Parmi les pistes explorées figurent l’ajustement technique des cahiers de charges, la mutualisation de marchés régionaux pour capter des économies d’échelle et, le cas échéant, la mobilisation de financements mixtes associant banques de développement et capital privé. Cette ingénierie financière s’accompagne d’une réflexion sur la localisation de la chaîne d’approvisionnement, question cruciale pour le gouvernement congolais qui souhaite stimuler la création d’emplois endogènes.
Entre vision budgétaire et impératif politique
Derrière les tableurs et les graphiques, c’est l’articulation entre vision budgétaire et impératif politique qui se joue. Le Plan national de développement 2022-2026, matrice stratégique du président Denis Sassou Nguesso, affine la hiérarchisation des secteurs à soutenir, quitte à réévaluer la pertinence de certains investissements routiers au profit de la santé ou de l’enseignement supérieur. Le projet d’appui à la modernisation de l’université, longuement discuté durant la session, est emblématique de cette bascule qualitative.
L’équation reste délicate : préserver la discipline macro-budgétaire exigée par les créanciers internationaux tout en affichant des résultats tangibles auprès d’une population impatiente.
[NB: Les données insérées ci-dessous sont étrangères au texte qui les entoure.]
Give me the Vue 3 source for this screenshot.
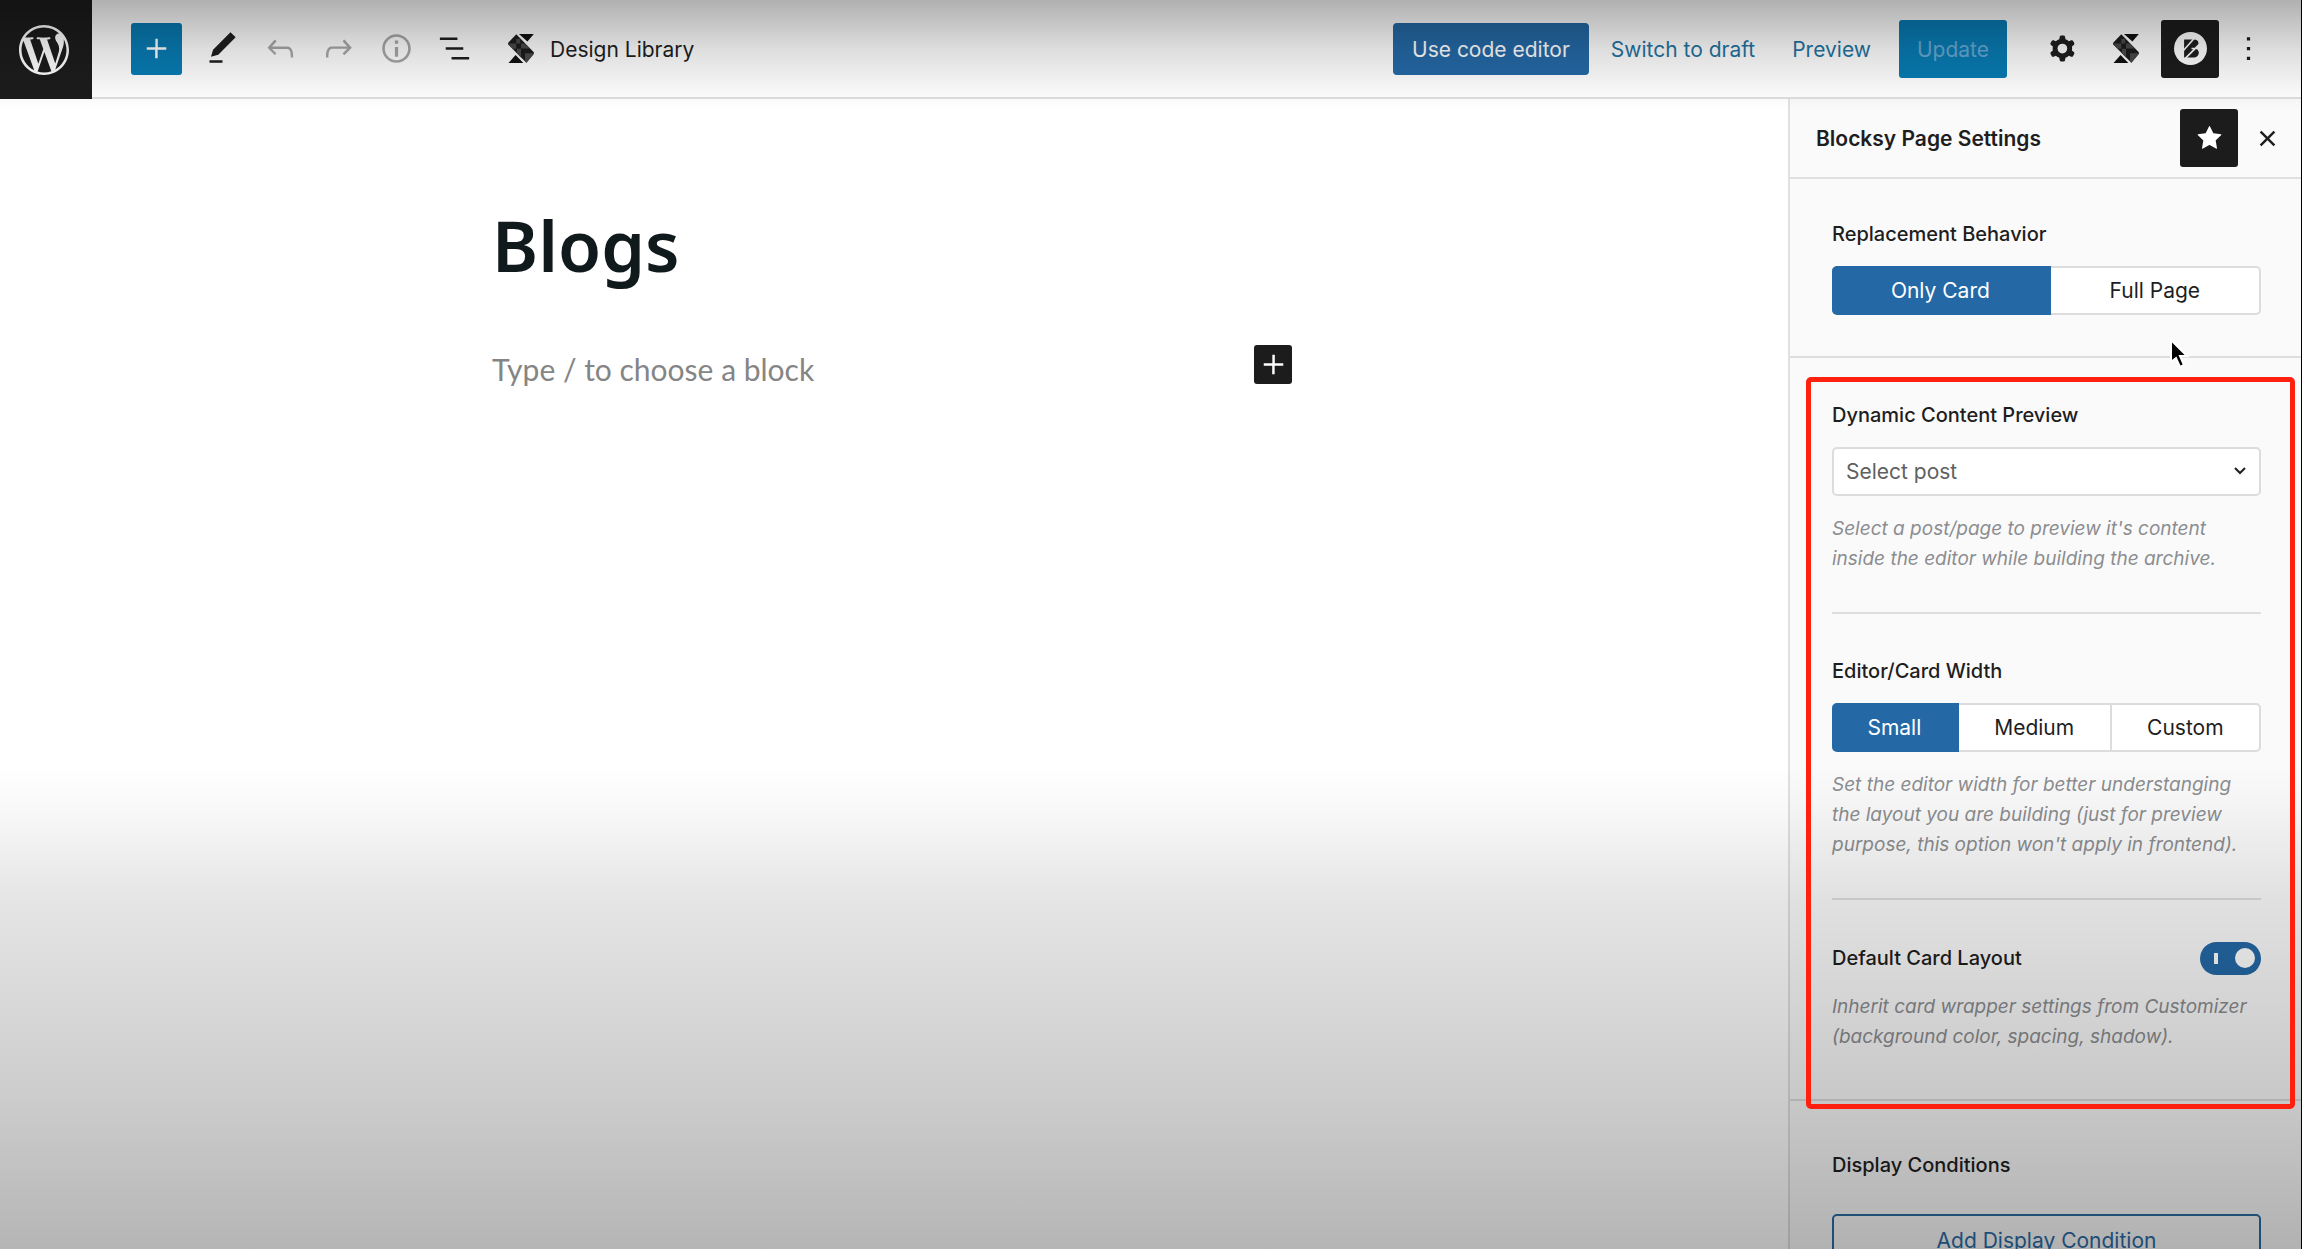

À cet égard, le C2D joue un rôle de vitrine, démontrant la capacité de l’État congolais à absorber, piloter et justifier des flux financiers complexes sans compromettre la soutenabilité de la dette.
Perspectives multilatérales
Au-delà du bilatéral, Brazzaville et Paris envisagent d’arrimer le dispositif à des initiatives multilatérales, qu’il s’agisse de la Facilité africaine de résilience ou du guichet vert de la Banque mondiale. L’objectif est double : sécuriser des ressources additionnelles et harmoniser les standards de reddition de comptes. En refermant la réunion, les deux chefs de délégation ont préféré l’optimisme prudent à la célébration, conscients que la durabilité d’un programme se mesure moins à la signature d’un avenant qu’à la pérennité des bénéfices pour les citoyens ordinaires.